All lines from the beginning of the listing through the line with "string; numero: string;" are to be copied word for word; the pictures are not.
** Start of DATA EXTRACT **
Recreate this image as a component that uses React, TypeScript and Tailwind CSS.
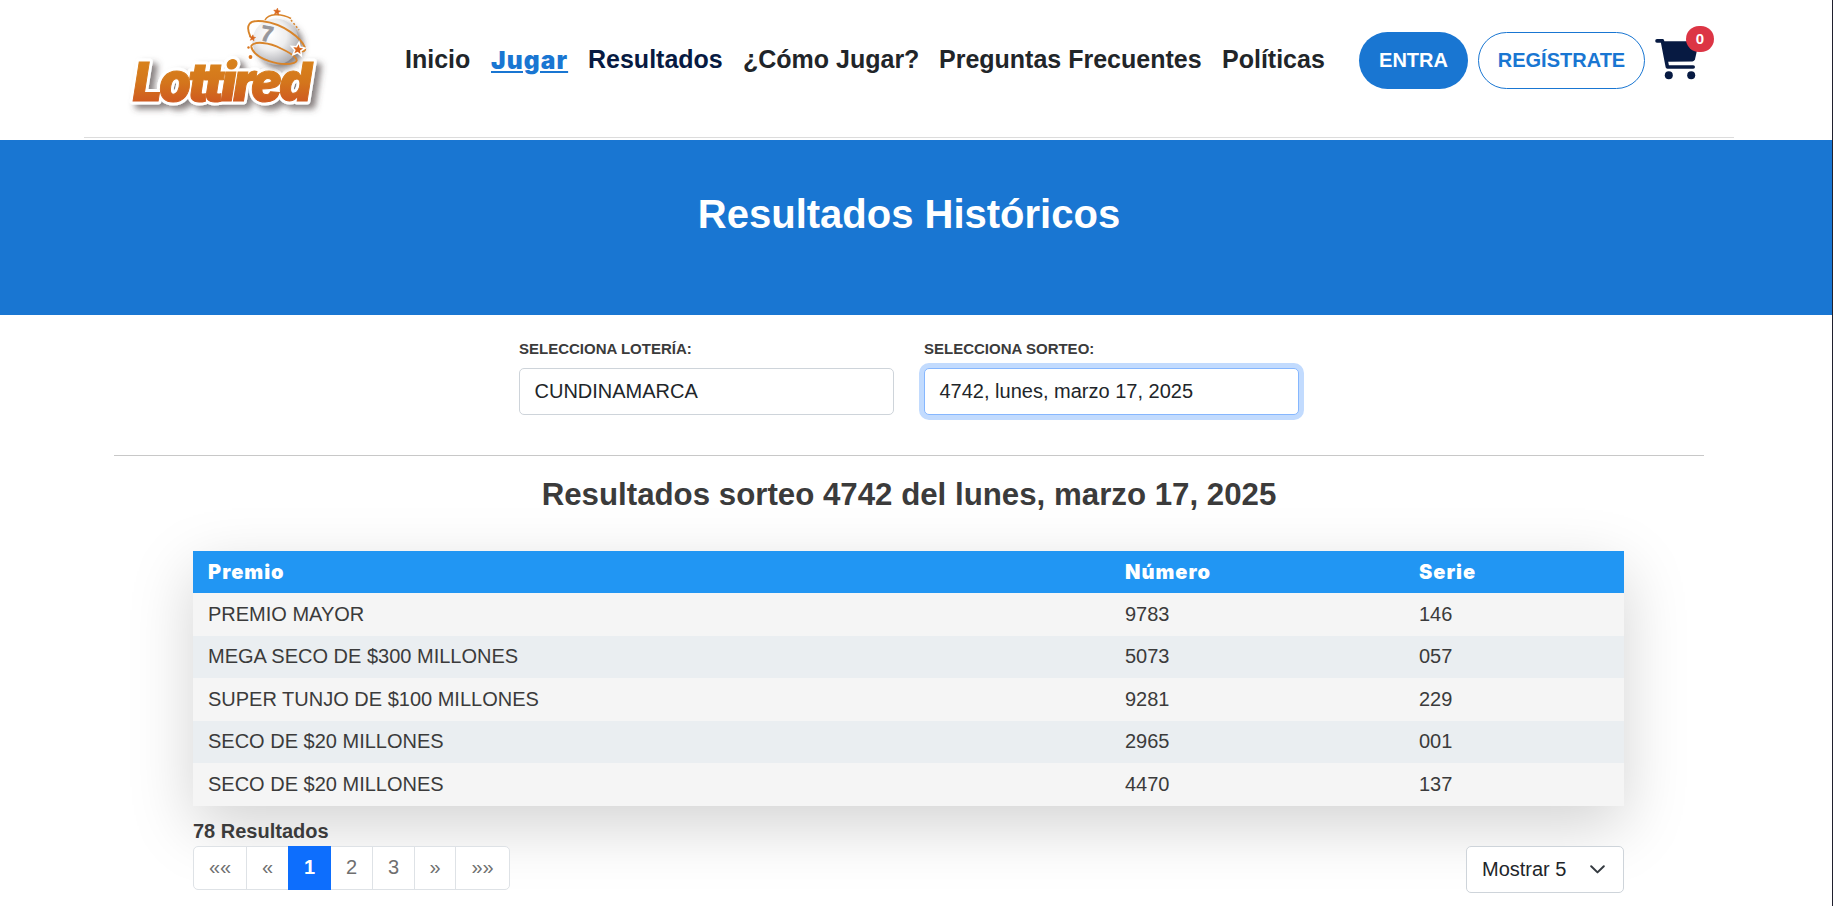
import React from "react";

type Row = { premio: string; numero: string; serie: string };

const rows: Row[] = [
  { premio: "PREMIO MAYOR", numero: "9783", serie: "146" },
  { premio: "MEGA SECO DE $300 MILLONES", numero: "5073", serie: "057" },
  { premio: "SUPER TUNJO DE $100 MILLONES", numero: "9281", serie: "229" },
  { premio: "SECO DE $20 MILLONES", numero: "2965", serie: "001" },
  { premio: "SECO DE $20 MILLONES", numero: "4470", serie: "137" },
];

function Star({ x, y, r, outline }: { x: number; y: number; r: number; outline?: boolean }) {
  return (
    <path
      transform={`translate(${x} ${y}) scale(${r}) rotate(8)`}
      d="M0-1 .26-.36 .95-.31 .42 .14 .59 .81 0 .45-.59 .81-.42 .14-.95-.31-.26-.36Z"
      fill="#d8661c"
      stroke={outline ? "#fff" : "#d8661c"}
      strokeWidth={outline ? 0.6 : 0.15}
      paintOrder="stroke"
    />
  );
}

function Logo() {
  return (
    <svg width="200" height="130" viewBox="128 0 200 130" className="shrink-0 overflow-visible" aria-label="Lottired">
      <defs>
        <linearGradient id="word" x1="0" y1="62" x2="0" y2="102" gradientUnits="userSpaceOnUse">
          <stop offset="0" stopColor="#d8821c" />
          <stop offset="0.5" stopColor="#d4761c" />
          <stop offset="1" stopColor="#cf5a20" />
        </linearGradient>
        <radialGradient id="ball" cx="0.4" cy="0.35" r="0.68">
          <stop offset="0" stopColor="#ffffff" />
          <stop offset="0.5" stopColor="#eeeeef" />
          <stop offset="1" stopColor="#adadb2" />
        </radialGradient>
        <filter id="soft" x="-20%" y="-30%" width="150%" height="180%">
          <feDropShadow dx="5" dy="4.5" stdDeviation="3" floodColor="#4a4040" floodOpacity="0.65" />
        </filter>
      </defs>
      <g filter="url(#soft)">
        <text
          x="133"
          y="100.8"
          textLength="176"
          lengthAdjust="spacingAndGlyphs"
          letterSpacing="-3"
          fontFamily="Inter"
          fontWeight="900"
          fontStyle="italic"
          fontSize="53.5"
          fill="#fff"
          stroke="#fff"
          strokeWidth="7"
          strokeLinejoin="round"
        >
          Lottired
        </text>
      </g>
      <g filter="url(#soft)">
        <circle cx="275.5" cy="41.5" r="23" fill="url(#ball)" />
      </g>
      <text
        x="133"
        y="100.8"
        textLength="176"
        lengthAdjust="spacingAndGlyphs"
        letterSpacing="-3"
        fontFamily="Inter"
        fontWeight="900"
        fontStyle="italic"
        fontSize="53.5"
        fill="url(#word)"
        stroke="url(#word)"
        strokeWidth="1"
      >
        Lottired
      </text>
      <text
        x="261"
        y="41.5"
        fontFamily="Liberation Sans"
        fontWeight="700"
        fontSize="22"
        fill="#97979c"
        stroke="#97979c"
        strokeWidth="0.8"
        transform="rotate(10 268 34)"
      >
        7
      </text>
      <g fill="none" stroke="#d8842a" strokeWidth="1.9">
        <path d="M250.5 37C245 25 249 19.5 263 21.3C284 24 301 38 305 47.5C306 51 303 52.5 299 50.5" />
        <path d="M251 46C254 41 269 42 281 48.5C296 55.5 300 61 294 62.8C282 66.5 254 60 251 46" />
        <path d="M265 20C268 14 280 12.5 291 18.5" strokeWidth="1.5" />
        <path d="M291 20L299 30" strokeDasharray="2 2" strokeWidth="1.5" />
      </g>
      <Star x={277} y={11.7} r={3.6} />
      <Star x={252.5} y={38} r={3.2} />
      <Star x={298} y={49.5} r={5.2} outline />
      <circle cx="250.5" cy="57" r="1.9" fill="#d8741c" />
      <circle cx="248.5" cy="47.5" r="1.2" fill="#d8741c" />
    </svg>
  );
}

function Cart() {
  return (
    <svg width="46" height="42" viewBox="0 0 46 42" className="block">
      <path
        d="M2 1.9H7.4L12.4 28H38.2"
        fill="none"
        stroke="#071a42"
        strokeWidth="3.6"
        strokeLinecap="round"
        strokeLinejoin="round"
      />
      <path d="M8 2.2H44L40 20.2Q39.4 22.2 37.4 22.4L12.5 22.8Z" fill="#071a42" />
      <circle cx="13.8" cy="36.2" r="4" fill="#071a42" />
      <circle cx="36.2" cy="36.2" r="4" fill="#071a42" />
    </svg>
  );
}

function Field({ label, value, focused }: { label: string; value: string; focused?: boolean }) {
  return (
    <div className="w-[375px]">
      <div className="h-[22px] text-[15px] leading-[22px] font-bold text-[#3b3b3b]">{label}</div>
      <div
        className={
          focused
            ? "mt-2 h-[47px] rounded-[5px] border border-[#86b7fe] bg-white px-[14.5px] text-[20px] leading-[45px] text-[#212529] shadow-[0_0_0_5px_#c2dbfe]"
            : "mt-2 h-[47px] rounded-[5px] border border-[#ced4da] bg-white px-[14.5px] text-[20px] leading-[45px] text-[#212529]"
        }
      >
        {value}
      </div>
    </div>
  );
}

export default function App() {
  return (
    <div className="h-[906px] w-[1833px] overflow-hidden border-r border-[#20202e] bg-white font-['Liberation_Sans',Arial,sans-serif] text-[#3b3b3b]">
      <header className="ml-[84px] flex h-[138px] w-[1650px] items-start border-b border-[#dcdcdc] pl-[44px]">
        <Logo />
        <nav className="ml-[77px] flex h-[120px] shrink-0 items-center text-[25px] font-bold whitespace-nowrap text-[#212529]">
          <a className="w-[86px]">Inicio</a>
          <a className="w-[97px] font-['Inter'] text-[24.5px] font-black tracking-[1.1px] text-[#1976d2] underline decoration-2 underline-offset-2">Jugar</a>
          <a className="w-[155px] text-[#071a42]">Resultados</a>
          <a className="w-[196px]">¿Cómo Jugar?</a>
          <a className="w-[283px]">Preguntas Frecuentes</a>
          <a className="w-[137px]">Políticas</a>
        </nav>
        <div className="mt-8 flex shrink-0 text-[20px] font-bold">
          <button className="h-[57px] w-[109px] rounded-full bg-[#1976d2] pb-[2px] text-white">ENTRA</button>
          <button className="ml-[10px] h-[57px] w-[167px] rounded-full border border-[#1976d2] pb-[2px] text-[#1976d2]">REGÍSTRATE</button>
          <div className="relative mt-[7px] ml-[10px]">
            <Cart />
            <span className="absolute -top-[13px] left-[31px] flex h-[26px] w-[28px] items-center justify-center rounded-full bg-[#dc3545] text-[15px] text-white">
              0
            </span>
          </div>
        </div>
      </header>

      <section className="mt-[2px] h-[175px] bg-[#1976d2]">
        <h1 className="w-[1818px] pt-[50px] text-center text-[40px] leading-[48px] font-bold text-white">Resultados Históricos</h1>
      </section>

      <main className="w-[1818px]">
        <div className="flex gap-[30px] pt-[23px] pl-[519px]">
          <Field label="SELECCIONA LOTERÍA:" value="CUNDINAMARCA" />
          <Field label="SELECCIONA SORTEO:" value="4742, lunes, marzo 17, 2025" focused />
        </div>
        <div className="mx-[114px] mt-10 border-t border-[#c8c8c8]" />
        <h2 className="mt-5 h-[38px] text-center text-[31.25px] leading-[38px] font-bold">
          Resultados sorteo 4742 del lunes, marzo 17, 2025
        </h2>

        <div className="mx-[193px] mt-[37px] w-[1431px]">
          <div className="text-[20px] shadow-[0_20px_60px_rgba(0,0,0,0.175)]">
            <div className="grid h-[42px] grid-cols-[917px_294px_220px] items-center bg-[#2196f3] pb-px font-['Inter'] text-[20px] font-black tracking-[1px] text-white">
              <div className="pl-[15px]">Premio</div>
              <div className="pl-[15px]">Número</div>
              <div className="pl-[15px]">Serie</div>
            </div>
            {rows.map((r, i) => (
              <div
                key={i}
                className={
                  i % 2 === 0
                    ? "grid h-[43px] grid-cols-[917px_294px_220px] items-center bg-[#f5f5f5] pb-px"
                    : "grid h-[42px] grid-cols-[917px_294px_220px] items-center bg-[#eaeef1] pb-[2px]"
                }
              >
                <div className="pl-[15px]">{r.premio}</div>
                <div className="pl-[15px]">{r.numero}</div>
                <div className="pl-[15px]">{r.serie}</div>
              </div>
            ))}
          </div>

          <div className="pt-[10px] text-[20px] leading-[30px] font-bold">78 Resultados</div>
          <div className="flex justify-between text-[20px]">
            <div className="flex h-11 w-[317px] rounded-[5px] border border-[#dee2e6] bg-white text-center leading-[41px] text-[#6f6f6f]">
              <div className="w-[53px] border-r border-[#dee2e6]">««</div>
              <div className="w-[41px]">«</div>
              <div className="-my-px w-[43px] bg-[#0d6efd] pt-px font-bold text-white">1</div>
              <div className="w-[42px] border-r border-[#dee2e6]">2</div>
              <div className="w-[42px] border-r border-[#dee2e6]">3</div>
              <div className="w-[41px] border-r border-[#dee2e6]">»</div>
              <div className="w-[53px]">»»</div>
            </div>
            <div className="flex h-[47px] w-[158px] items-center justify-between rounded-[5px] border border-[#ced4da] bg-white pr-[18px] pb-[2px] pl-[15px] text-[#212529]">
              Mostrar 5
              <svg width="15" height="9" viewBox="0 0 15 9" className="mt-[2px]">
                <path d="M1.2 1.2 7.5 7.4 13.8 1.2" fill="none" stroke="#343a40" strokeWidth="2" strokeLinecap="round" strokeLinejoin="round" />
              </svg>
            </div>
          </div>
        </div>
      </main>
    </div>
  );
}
** End of DATA EXTRACT **
- **CORRECT RESULT**:
Recreate this image as a component that uses React, TypeScript and Tailwind CSS.
import React from "react";

type Row = { premio: string; numero: string; serie: string };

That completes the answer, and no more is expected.